Posted in Linux, SysAdmin by Chris on October 31, 2009

After upgrading from Jaunty to Koala by clean install I experienced some minor annoyances – some of which I’m still working around.

The onion router package tor is MIA from the official repositories. To make things worse, there is no karmic build in the tor project’s repository either. Luckily, the debian sid build works. So adding

deb sid main

to /etc/apt/sources.list did the trick. Tor is up and running again.

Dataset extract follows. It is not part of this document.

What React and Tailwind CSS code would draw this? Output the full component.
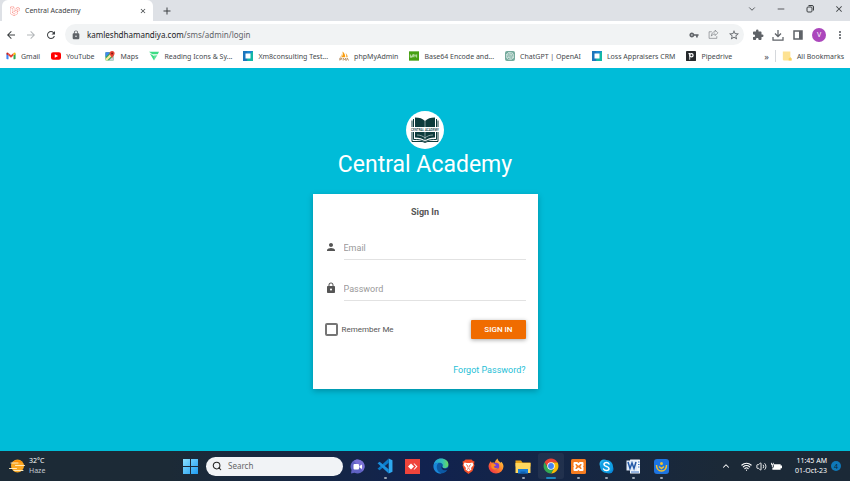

DNS lookup was slow all over the system. And I mean really slow. It took Chromium up to 30 seconds to connect to a server. OpenArena was even completely timed-out in multiplayer mode. I have no clue what the problem is here. Strangely enough, providing alternative nameserver addresses did the trick. I used OpenDNS by adding

prepend domain-name-servers,;

to /etc/dhcp3/dhclient.conf. Now IP resolving works well. But I don’t like this.

Some strange messages show up during boot, which seem to be harmless:

One or more of the mounts listed in /etc/fstab cannot yet be mounted:
(ESC for recovery shell)

Everything is then mounted ok. It still costs a couple of seconds in boot time. There is some discussion about this being a bug in mountall. What for it’s worth, I’m running version 1.0 of mountall.

Installing apache2 with apt-get now provides the package apache2-mpm-prefork, which doesn’t work with libapache2-mod-php5. This apache needs libapache2-mod-php5filter to parse PHP. Too bad I had simply copied all package selections from my previous install. This kept me busy for a while.